# [To do]
Output every line exactly as written. Leave out pictures.

## BEGIN

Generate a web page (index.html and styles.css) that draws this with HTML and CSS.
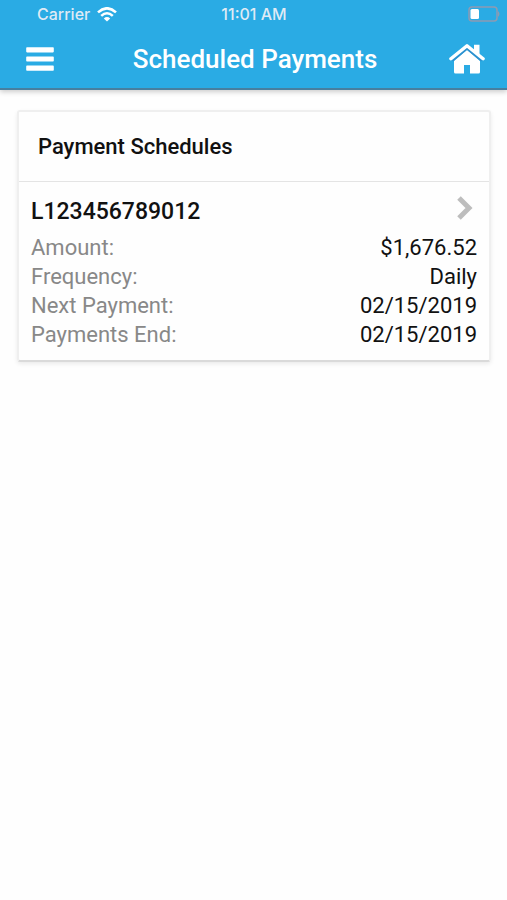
FILE: index.html
```html
<!DOCTYPE html>
<html lang="en">
<head>
<meta charset="utf-8">
<meta name="viewport" content="width=device-width, initial-scale=1">
<title>Scheduled Payments</title>
<link rel="stylesheet" href="styles.css">
</head>
<body>
<header class="top">
  <div class="status">
    <div class="carrier">
      <span>Carrier</span>
      <svg class="wifi" viewBox="0 0 20 15" aria-hidden="true"><path d="M1 5.4Q10-2.8 19 5.4M4.2 8.9Q10 3.6 15.8 8.9" fill="none" stroke="currentColor" stroke-width="2.6"/><path d="M6.8 11.4Q10 8.6 13.2 11.4L10 14.6z" fill="currentColor"/></svg>
    </div>
    <span class="time">11:01 AM</span>
    <svg class="battery" viewBox="0 0 32 16" aria-hidden="true"><rect x="1" y="1" width="28" height="14" rx="3" fill="none" stroke="#8d9bb2" stroke-width="1.5"/><path d="M30 5q3 3 0 6z" fill="#8d9bb2"/><rect x="2.500" y="3" width="8.500" height="10" rx="1.500" fill="#fff"/></svg>
  </div>
  <nav class="bar">
    <button class="icon-button" type="button" aria-label="Menu"><svg class="menu" viewBox="0 0 30 26" aria-hidden="true"><path d="M2 2h26v3.600H2zM2 11.200h26v3.600H2zM2 20.400h26v3.600H2z" fill="currentColor" stroke="currentColor" stroke-width="1.600" stroke-linejoin="round"/></svg></button>
    <h1 class="title">Scheduled Payments</h1>
    <a class="icon-button home-link" href="#home" aria-label="Home"><svg class="home" viewBox="0 0 36 30" aria-hidden="true"><path d="M18 6L5 17V28Q5 29.500 6.500 29.500H15V21H21V29.500H29.500Q31 29.500 31 28V17z" fill="currentColor"/><path d="M25 .8H30.500V12L25 8z" fill="currentColor"/><path d="M3.500 16.800L18 4.800L32.500 16.800" fill="none" stroke="#2f8fce" stroke-width="1.500"/><path d="M1.900 14.800L18 1.800L34.100 14.800" fill="none" stroke="currentColor" stroke-width="3.400" stroke-linecap="round" stroke-linejoin="round"/></svg></a>
  </nav>
</header>
<main class="content">
  <section class="card">
    <h2 class="card-title">Payment Schedules</h2>
    <a class="schedule" href="#schedule">
      <div class="account">
        <h3 class="number">L123456789012</h3>
        <svg class="chevron" viewBox="0 0 16 24" aria-hidden="true"><path d="M2 2L12 12L2 22" fill="none" stroke="#bdbdbd" stroke-width="5"/></svg>
      </div>
      <dl class="details">
        <div class="row"><dt>Amount:</dt><dd>$1,676.52</dd></div>
        <div class="row"><dt>Frequency:</dt><dd>Daily</dd></div>
        <div class="row"><dt>Next Payment:</dt><dd>02/15/2019</dd></div>
        <div class="row"><dt>Payments End:</dt><dd>02/15/2019</dd></div>
      </dl>
    </a>
  </section>
</main>
</body>
</html>
```
FILE: styles.css
```css
* {
  box-sizing: border-box;
}

body {
  margin: 0;
  background: #fefefe;
  color: #111;
  font-family: Roboto, sans-serif;
}

h1, h2, h3, dl, dd {
  margin: 0;
  font-weight: 500;
}

svg {
  display: block;
}

.top {
  background: #2aabe4;
  color: #fff;
  border-bottom: 2px solid #477f9f;
  box-shadow: 0 2px 5px rgba(0, 0, 0, .2);
}

.status {
  display: grid;
  grid-template-columns: 1fr auto 1fr;
  align-items: center;
  height: 28px;
  padding: 0 7px 0 37px;
  color: #dfeaf5;
  font-family: Inter, sans-serif;
  font-size: 16px;
  font-weight: 500;
}

.carrier {
  display: flex;
  align-items: center;
  gap: 7px;
}

.wifi {
  width: 20px;
  height: 15px;
  color: #fff;
}

.time {
  margin-right: 29px;
}

.battery {
  width: 32px;
  height: 16px;
  justify-self: end;
}

.bar {
  display: grid;
  grid-template-columns: 1fr auto 1fr;
  align-items: center;
  height: 60px;
  padding: 1px 22px 0 25px;
}

.icon-button {
  justify-self: start;
  padding: 0;
  border: 0;
  background: none;
  color: #fff;
}

.home-link {
  justify-self: end;
}

.menu {
  width: 30px;
  height: 26px;
}

.home {
  width: 36px;
  height: 30px;
}

.title {
  font-size: 26px;
  line-height: 32px;
}

.content {
  padding: 20px 16px 20px 17px;
}

.card {
  border: 2px solid #efefef;
  border-bottom-color: #dadada;
  border-radius: 3px;
  box-shadow: 0 2px 4px rgba(0, 0, 0, .08);
}

.card-title {
  padding: 21px 19px 20px;
  border-bottom: 1px solid #e4e4e4;
  font-size: 22px;
  line-height: 28px;
}

.schedule {
  display: block;
  padding: 12px 12px 11px;
  color: inherit;
  text-decoration: none;
}

.account {
  display: flex;
  justify-content: space-between;
  align-items: flex-start;
  padding-bottom: 3px;
}

.number {
  font-size: 23px;
  line-height: 36px;
}

.chevron {
  width: 16px;
  height: 24px;
  margin: 2px 4px 0 0;
}

.row {
  display: flex;
  justify-content: space-between;
  font-size: 22px;
  line-height: 29px;
}

.row dt {
  color: #888;
}

.row dt,
.row dd {
  font-weight: 400;
}
```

## END

# [Correct answer]
Generate a web page (index.html and styles.css) that draws this with HTML and CSS.
FILE: index.html
```html
<!DOCTYPE html>
<html lang="en">
<head>
<meta charset="utf-8">
<meta name="viewport" content="width=device-width, initial-scale=1">
<title>Scheduled Payments</title>
<link rel="stylesheet" href="styles.css">
</head>
<body>
<header class="top">
  <div class="status">
    <div class="carrier">
      <span>Carrier</span>
      <svg class="wifi" viewBox="0 0 20 15" aria-hidden="true"><path d="M1 5.4Q10-2.8 19 5.4M4.2 8.9Q10 3.6 15.8 8.9" fill="none" stroke="currentColor" stroke-width="2.6"/><path d="M6.8 11.4Q10 8.6 13.2 11.4L10 14.6z" fill="currentColor"/></svg>
    </div>
    <span class="time">11:01 AM</span>
    <svg class="battery" viewBox="0 0 32 16" aria-hidden="true"><rect x="1" y="1" width="28" height="14" rx="3" fill="none" stroke="#8d9bb2" stroke-width="1.5"/><path d="M30 5q3 3 0 6z" fill="#8d9bb2"/><rect x="2.500" y="3" width="8.500" height="10" rx="1.500" fill="#fff"/></svg>
  </div>
  <nav class="bar">
    <button class="icon-button" type="button" aria-label="Menu"><svg class="menu" viewBox="0 0 30 26" aria-hidden="true"><path d="M2 2h26v3.600H2zM2 11.200h26v3.600H2zM2 20.400h26v3.600H2z" fill="currentColor" stroke="currentColor" stroke-width="1.600" stroke-linejoin="round"/></svg></button>
    <h1 class="title">Scheduled Payments</h1>
    <a class="icon-button home-link" href="#home" aria-label="Home"><svg class="home" viewBox="0 0 36 30" aria-hidden="true"><path d="M18 6L5 17V28Q5 29.500 6.500 29.500H15V21H21V29.500H29.500Q31 29.500 31 28V17z" fill="currentColor"/><path d="M25 .8H30.500V12L25 8z" fill="currentColor"/><path d="M3.500 16.800L18 4.800L32.500 16.800" fill="none" stroke="#2f8fce" stroke-width="1.500"/><path d="M1.900 14.800L18 1.800L34.100 14.800" fill="none" stroke="currentColor" stroke-width="3.400" stroke-linecap="round" stroke-linejoin="round"/></svg></a>
  </nav>
</header>
<main class="content">
  <section class="card">
    <h2 class="card-title">Payment Schedules</h2>
    <a class="schedule" href="#schedule">
      <div class="account">
        <h3 class="number">L123456789012</h3>
        <svg class="chevron" viewBox="0 0 16 24" aria-hidden="true"><path d="M2 2L12 12L2 22" fill="none" stroke="#bdbdbd" stroke-width="5"/></svg>
      </div>
      <dl class="details">
        <div class="row"><dt>Amount:</dt><dd>$1,676.52</dd></div>
        <div class="row"><dt>Frequency:</dt><dd>Daily</dd></div>
        <div class="row"><dt>Next Payment:</dt><dd>02/15/2019</dd></div>
        <div class="row"><dt>Payments End:</dt><dd>02/15/2019</dd></div>
      </dl>
    </a>
  </section>
</main>
</body>
</html>
```
FILE: styles.css
```css
* {
  box-sizing: border-box;
}

body {
  margin: 0;
  background: #fefefe;
  color: #111;
  font-family: Roboto, sans-serif;
}

h1, h2, h3, dl, dd {
  margin: 0;
  font-weight: 500;
}

svg {
  display: block;
}

.top {
  background: #2aabe4;
  color: #fff;
  border-bottom: 2px solid #477f9f;
  box-shadow: 0 2px 5px rgba(0, 0, 0, .2);
}

.status {
  display: grid;
  grid-template-columns: 1fr auto 1fr;
  align-items: center;
  height: 28px;
  padding: 0 7px 0 37px;
  color: #dfeaf5;
  font-family: Inter, sans-serif;
  font-size: 16px;
  font-weight: 500;
}

.carrier {
  display: flex;
  align-items: center;
  gap: 7px;
}

.wifi {
  width: 20px;
  height: 15px;
  color: #fff;
}

.time {
  margin-right: 29px;
}

.battery {
  width: 32px;
  height: 16px;
  justify-self: end;
}

.bar {
  display: grid;
  grid-template-columns: 1fr auto 1fr;
  align-items: center;
  height: 60px;
  padding: 1px 22px 0 25px;
}

.icon-button {
  justify-self: start;
  padding: 0;
  border: 0;
  background: none;
  color: #fff;
}

.home-link {
  justify-self: end;
}

.menu {
  width: 30px;
  height: 26px;
}

.home {
  width: 36px;
  height: 30px;
}

.title {
  font-size: 26px;
  line-height: 32px;
}

.content {
  padding: 20px 16px 20px 17px;
}

.card {
  border: 2px solid #efefef;
  border-bottom-color: #dadada;
  border-radius: 3px;
  box-shadow: 0 2px 4px rgba(0, 0, 0, .08);
}

.card-title {
  padding: 21px 19px 20px;
  border-bottom: 1px solid #e4e4e4;
  font-size: 22px;
  line-height: 28px;
}

.schedule {
  display: block;
  padding: 12px 12px 11px;
  color: inherit;
  text-decoration: none;
}

.account {
  display: flex;
  justify-content: space-between;
  align-items: flex-start;
  padding-bottom: 3px;
}

.number {
  font-size: 23px;
  line-height: 36px;
}

.chevron {
  width: 16px;
  height: 24px;
  margin: 2px 4px 0 0;
}

.row {
  display: flex;
  justify-content: space-between;
  font-size: 22px;
  line-height: 29px;
}

.row dt {
  color: #888;
}

.row dt,
.row dd {
  font-weight: 400;
}
```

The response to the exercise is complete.